这些青铜器有一部分被古董商弄到了法国,引起了国际考古界极大的轰动。谢方恩不相信高志彬父子,总认为他有所藏匿,所以一而再再而三地派人来骚扰。高志彬胆小怕事,最后干脆老两口带着小儿子也离开了李峪村。到紫荆关投奔了老伴娘家的一个亲戚。从那时起高志彬一家人在紫荆关一呆就是十几年过去了。

“皱多年过去了,况且国民政府瞎塌业都五六年了,早就莫人结记这事情。您们应该回洪州看看,毕竟那儿才是老家,”王春林为高志彬一家的遭遇感到难过。
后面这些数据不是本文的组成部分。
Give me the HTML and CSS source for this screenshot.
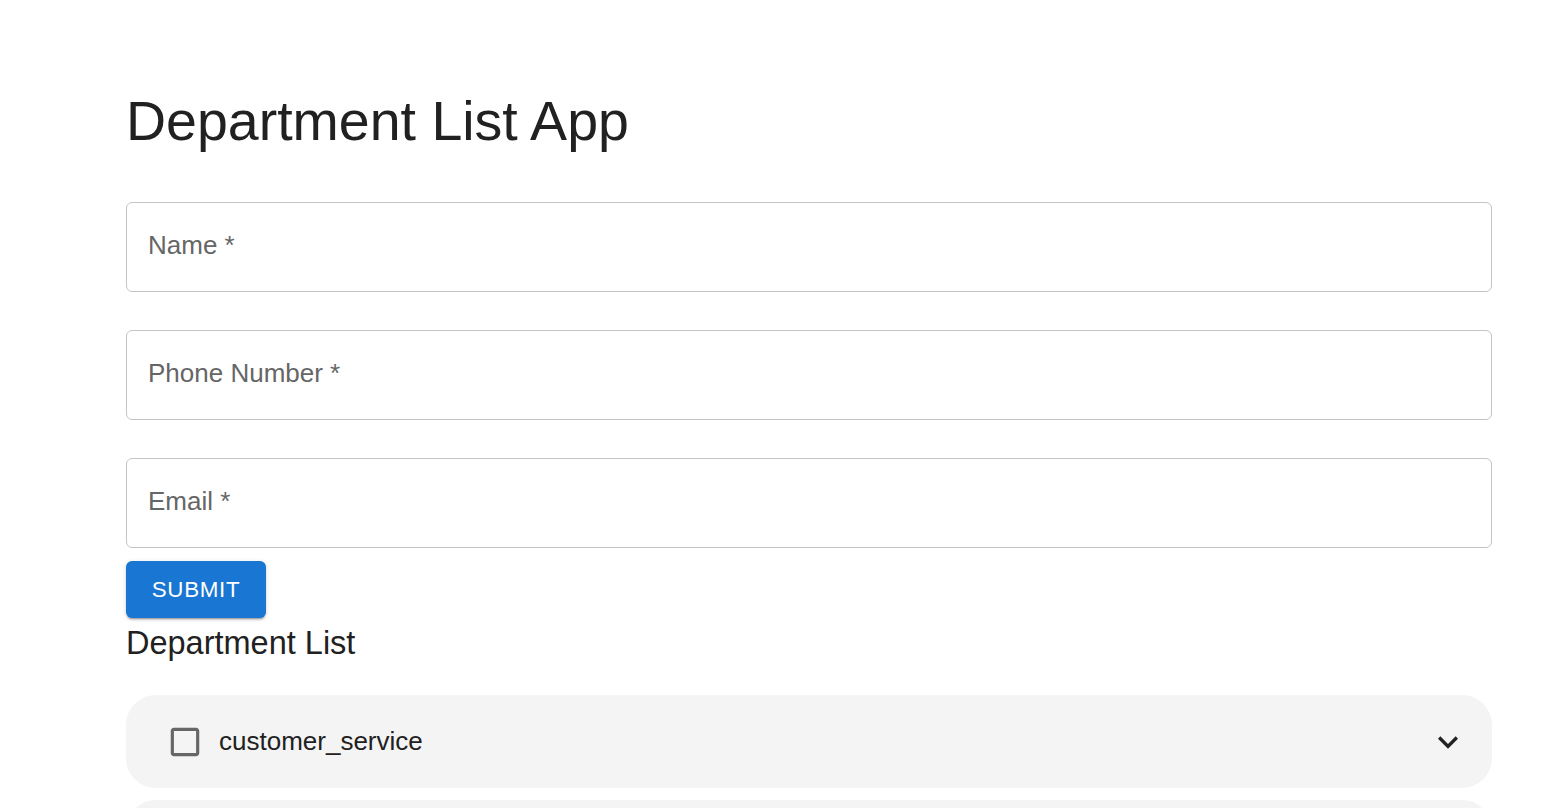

“前年回去过一次。官府是不追究了,喀是人们的心思灰的,以为当初走的时候带走了多少宝贝,还以为俺们发了多大的财呢!就在这儿过哇!不回去了,哪的黄土不埋人。”高志彬无可奈何地叹息道。

“您说的也对着哩!毕竟来了也十几年了,人也熟了地也熟了。”王春林顺着高志彬的话说道。

“你们在外面走驼队结识人多,有机会了给俺帮着打听打听俺囊个儿子。”高志彬望着王春林说道。

“您家大儿子和儿子都叫个啥?今年多大了?咋认呢?”王春林非常上心地问道。

“大的叫个高宝,今年二十八了。二的叫高进,今年二十五了。大的比他弟弟瘦,二的脖子后面有一块铜钱大的胎记。”高志彬心里难过地说道。

王春林把高志彬家的活儿干完没几天,中断已久的驼路终于通了。李成威在洪州调养了两个多月,身体已经给完全康复了,带着驼队来到紫荆关。李成威从天津返回时带来了东家高岳成的口信,让他先回洪州休养一段时间,然后再跟随驼队去天津。